4. Dressing with other MIADs
Very hard to accomplish. Here is the best place, or zoom calls. I set up a little album of short videos with the idea of encouraging guys to just enjoy dressing, but the irony is that no one really likes to see MIADs, even MIADs! We all want to feel we look more feminine, but the traces of manliness are deeply programmed in us to read 'male alert' ,as an evolutionary survival priority. Here on the site I tried a few times, and we are nice to each other. Posting pics is just static though compared to being with real people.
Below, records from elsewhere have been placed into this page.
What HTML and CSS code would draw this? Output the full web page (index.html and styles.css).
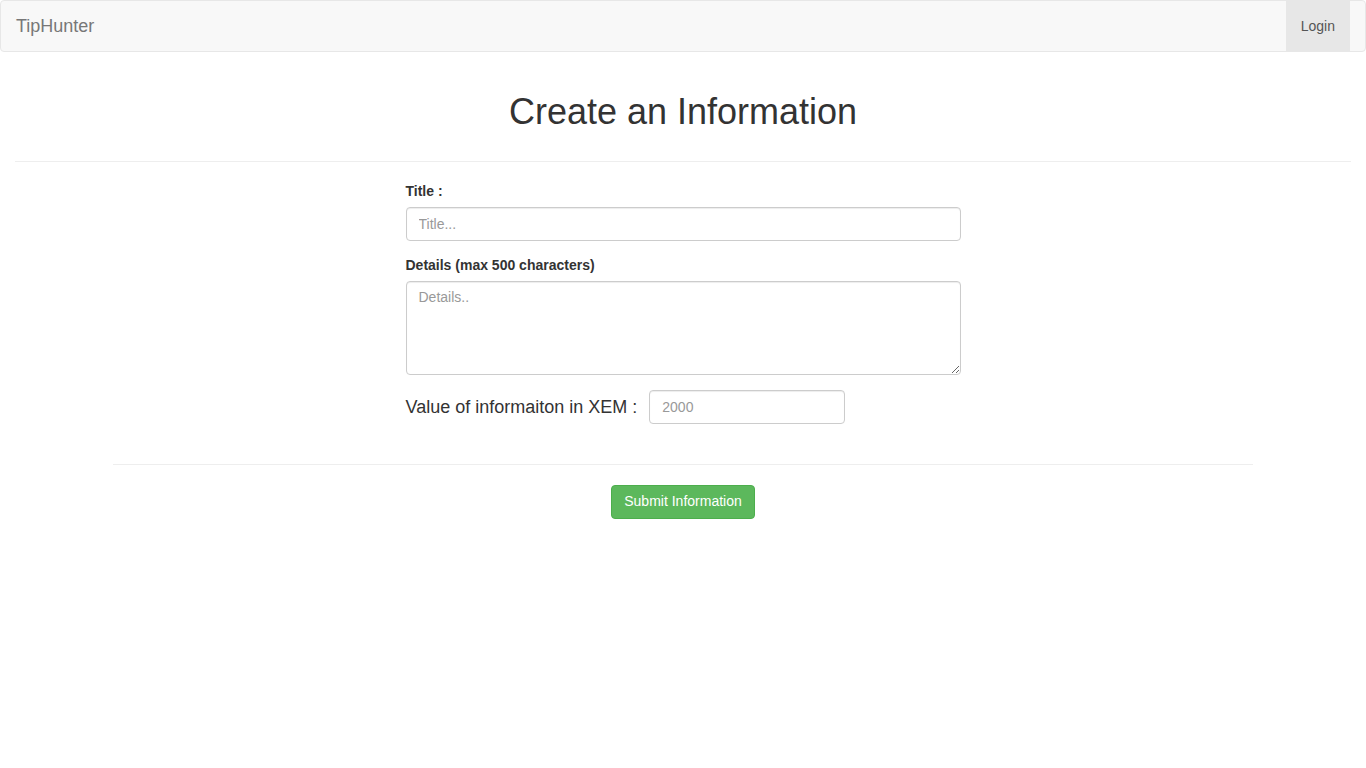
FILE: index.html
```html
<!DOCTYPE html>
<html lang="en">
<head>
<meta charset="utf-8">
<title>TipHunter</title>
<link rel="stylesheet" href="styles.css">
</head>
<body>
<nav class="navbar">
  <a class="brand" href="#">TipHunter</a>
  <a class="nav-login" href="#">Login</a>
</nav>
<div class="page">
  <h1 class="title">Create an Information</h1>
  <hr class="rule">
</div>
<div class="container">
  <form class="form">
    <div class="form-group">
      <label class="label" for="title">Title :</label>
      <input class="control" id="title" type="text" placeholder="Title...">
    </div>
    <div class="form-group">
      <label class="label" for="details">Details (max 500 characters)</label>
      <textarea class="control area" id="details" rows="4" placeholder="Details.."></textarea>
    </div>
    <div class="value-row">
      <span class="value-label">Value of informaiton in XEM :</span>
      <input class="control value-input" type="text" placeholder="2000">
    </div>
  </form>
  <hr class="rule wide">
  <div class="actions">
    <button class="btn-success" type="button">Submit Information</button>
  </div>
</div>
</body>
</html>
```
FILE: styles.css
```css
* { box-sizing: border-box; }
html, body { margin: 0; padding: 0; }
body {
  font-family: "Liberation Sans", Arial, Helvetica, sans-serif;
  font-size: 14px;
  line-height: 1.42857;
  color: #333;
  background: #fff;
}
.navbar {
  display: flex;
  justify-content: space-between;
  align-items: stretch;
  height: 52px;
  background: #f8f8f8;
  border: 1px solid #e7e7e7;
  border-radius: 4px;
  padding: 0 15px;
  margin-bottom: 20px;
}
.brand {
  font-size: 18px;
  line-height: 20px;
  padding: 15px 0;
  color: #777;
  text-decoration: none;
}
.nav-login {
  background: #e7e7e7;
  color: #555;
  text-decoration: none;
  line-height: 20px;
  padding: 15px 15px;
}
.page { padding: 20px 15px 0; }
.title {
  font-size: 36px;
  font-weight: 500;
  line-height: 1.1;
  margin: 0 0 29px;
  text-align: center;
  color: #333;
}
.rule {
  margin: 20px 0;
  border: 0;
  border-top: 1px solid #eee;
  height: 0;
}
.page .rule { margin-top: 0; }
.container {
  width: 1170px;
  margin: 0 auto;
  padding: 0 15px;
}
.form {
  width: 555px;
  margin: 0 auto;
}
.form-group { margin-bottom: 15px; }
.label {
  display: block;
  font-weight: 700;
  margin-bottom: 5px;
}
.control {
  display: block;
  width: 100%;
  height: 34px;
  padding: 6px 12px;
  font-family: inherit;
  font-size: 14px;
  line-height: 1.42857;
  color: #555;
  background: #fff;
  border: 1px solid #ccc;
  border-radius: 4px;
  box-shadow: inset 0 1px 1px rgba(0,0,0,.075);
}
.control::placeholder { color: #999; }
.area { height: 94px; resize: vertical; }
.value-row {
  display: flex;
  align-items: center;
  gap: 12px;
  margin-bottom: 40px;
}
.value-label {
  font-size: 18px;
  line-height: 20px;
}
.value-input { width: 196px; }
.wide { margin-top: 0; }
.actions { text-align: center; }
.btn-success {
  display: inline-block;
  height: 34px;
  padding: 6px 12px;
  font-family: inherit;
  font-size: 14px;
  line-height: 1.42857;
  color: #fff;
  background: #5cb85c;
  border: 1px solid #4cae4c;
  border-radius: 4px;
  cursor: pointer;
}
```
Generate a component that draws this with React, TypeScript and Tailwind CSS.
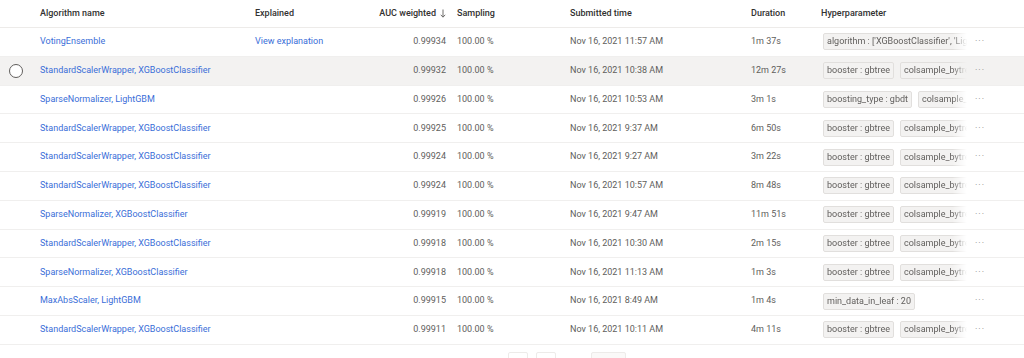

If your city as a PRIDE center the staff are usually pretty good about accepting people where they are with gender. THey may have events and such and you can be you with the motley crew of GNC folks - again- we are all indiividuals so finding a group exactly where we are is impossible I now think. It is fun to be fully accepted, and our defense hormones canturn off for an hour or so, which is great. On the other hand, it is not life.

I would say just go out and experience being with the world - hardly anyone these days has not been exposed to trans people or crossdressers, and the best thing we can do is not be embarrassed, just be who we are, at peace, and participating. That makes it easy for everyone to live and let live. We aren't uncomfortable to others if we are not looking uncomfortable in ourselves.

5. Bottom line- crossdressers are a minority, so trying to ceate a thriviong social life is not going to be easy, unless there is an active and inclusive LGBTQ scene you can access.

On the other hand, the critical factor I found was accepting our desires and our pleasure at face value and eliminating all internalized fears and criticisms. Once that is done, we feel normal, and we don't need to proclaim or prove or get permission or any of those things. We can just enjoy being ourselves in our private time, and make the best of the social opportunities we find. We are not alone in that- so many minorities of all kinds make their way.

BTW I am happy to message with anyone who is struggling with this and talk it through!